To model stellar evolution consistently, ORMAS incorporates results from detailed calculations performed with the MESA stellar evolution code. Machine-learning models trained on large libraries of MESA simulations allow these stellar properties to be incorporated efficiently into large-scale calculations.

Synthetic Observations and Model Validation

Rather than comparing theoretical predictions directly to observational catalogs, ORMAS adopts a forward-modeling approach.

Simulation outputs will be processed through radiative-transfer calculations to generate realistic dust-continuum and spectral-line observations. These synthetic datasets will then be analyzed using the same techniques applied to observations from facilities such as ALMA.

This strategy enables direct comparisons between simulations and observations while minimizing biases introduced by differing analysis methods. The resulting catalogs of synthetic star-forming regions, protostellar objects, and young stellar clusters will also provide valuable resources for planning and interpreting future observational campaigns.

Toward a Predictive Theory of the Initial Mass Function

The ultimate scientific objective of ORMAS is to develop a physically motivated model for the high-mass end of the stellar initial mass function (IMF).

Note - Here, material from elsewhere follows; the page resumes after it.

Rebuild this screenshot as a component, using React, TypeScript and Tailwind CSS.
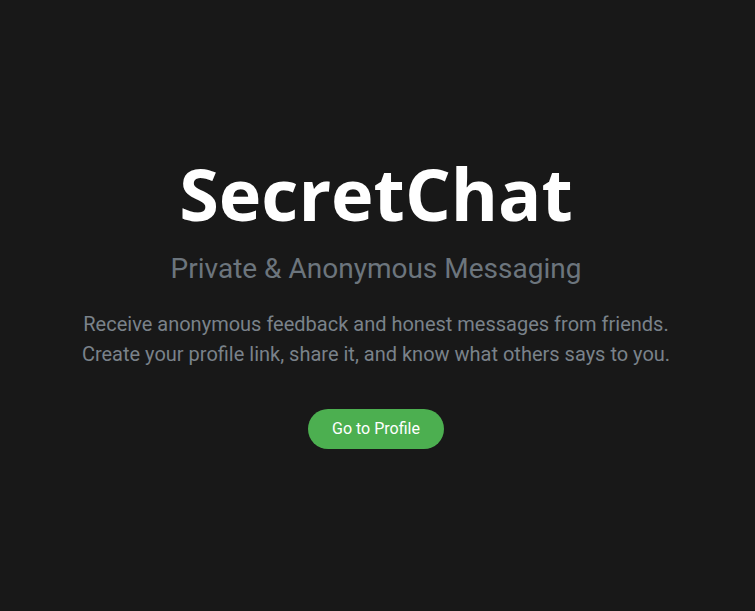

Current IMF theories rely on assumptions that remain difficult to verify observationally and often produce conflicting predictions when tested against numerical simulations. By tracing the complete pathway through which gas is transported from turbulent molecular clouds to individual massive stars, ORMAS will provide some of the strongest tests to date of existing IMF theories.

Whether the outcome is a new analytic model, a semi-analytic framework, or a set of empirical scaling relations, the project aims to establish a predictive connection between turbulent interstellar environments and the masses of the stars they produce.